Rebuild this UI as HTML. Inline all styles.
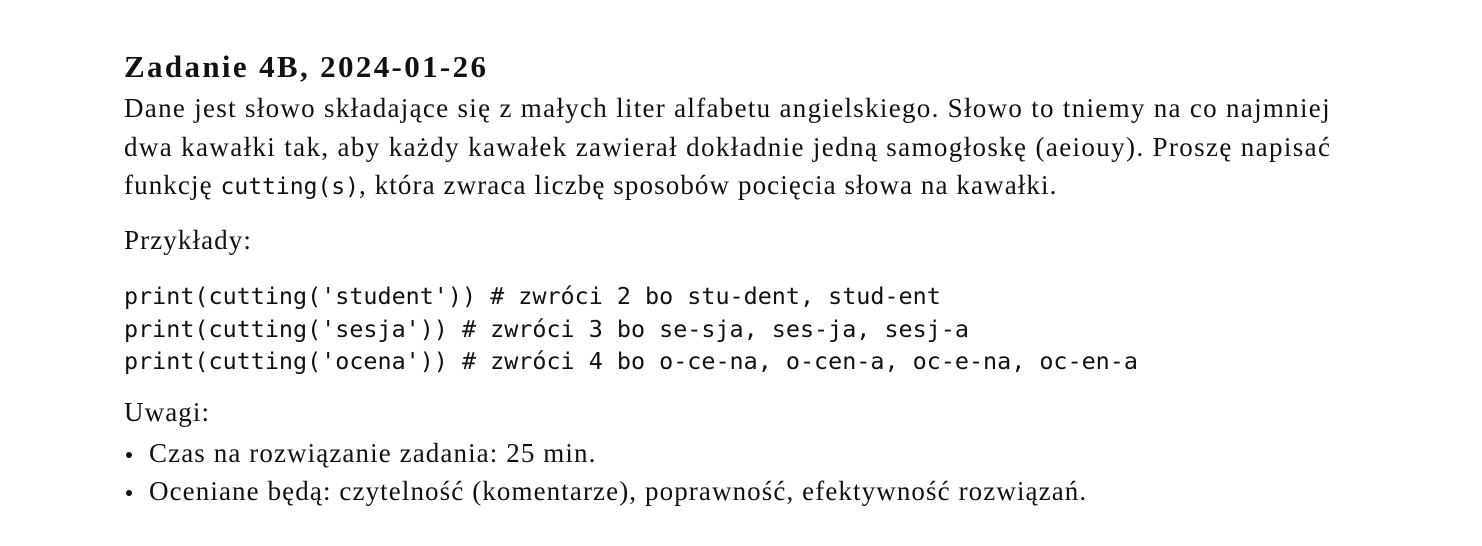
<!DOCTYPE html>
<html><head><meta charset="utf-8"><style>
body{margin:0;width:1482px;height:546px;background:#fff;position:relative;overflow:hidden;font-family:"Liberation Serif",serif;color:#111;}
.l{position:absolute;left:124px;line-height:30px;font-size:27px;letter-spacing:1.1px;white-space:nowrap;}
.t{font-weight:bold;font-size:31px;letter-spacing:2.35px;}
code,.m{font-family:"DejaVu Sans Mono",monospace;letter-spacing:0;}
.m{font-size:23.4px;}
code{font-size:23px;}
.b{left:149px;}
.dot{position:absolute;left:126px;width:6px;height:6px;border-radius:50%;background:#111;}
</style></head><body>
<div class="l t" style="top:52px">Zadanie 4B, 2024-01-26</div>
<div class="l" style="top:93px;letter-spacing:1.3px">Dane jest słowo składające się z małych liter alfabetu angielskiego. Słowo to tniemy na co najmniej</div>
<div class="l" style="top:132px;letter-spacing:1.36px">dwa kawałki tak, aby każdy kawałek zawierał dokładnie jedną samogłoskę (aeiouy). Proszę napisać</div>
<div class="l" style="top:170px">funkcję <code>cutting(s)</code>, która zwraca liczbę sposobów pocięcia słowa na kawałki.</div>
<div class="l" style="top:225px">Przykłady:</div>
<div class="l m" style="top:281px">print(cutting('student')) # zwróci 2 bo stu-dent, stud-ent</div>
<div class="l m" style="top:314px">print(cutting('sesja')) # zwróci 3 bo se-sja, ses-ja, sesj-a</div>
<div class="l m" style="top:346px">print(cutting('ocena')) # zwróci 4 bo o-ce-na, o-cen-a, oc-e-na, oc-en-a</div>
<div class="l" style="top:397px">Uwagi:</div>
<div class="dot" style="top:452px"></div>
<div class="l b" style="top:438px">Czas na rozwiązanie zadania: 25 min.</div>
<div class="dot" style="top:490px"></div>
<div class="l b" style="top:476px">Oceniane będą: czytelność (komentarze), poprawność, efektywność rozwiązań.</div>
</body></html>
--
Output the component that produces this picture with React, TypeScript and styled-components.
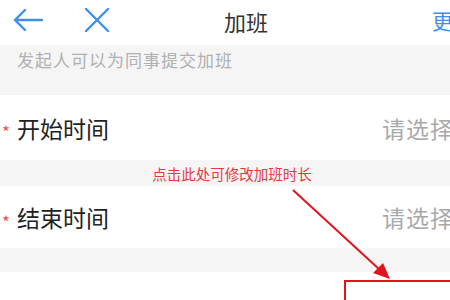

# Task to carry out:
Which lines above contain "this"? Show each of them.

# Correct output:
Rebuild this UI as HTML. Inline all styles.
Output the component that produces this picture with React, TypeScript and styled-components.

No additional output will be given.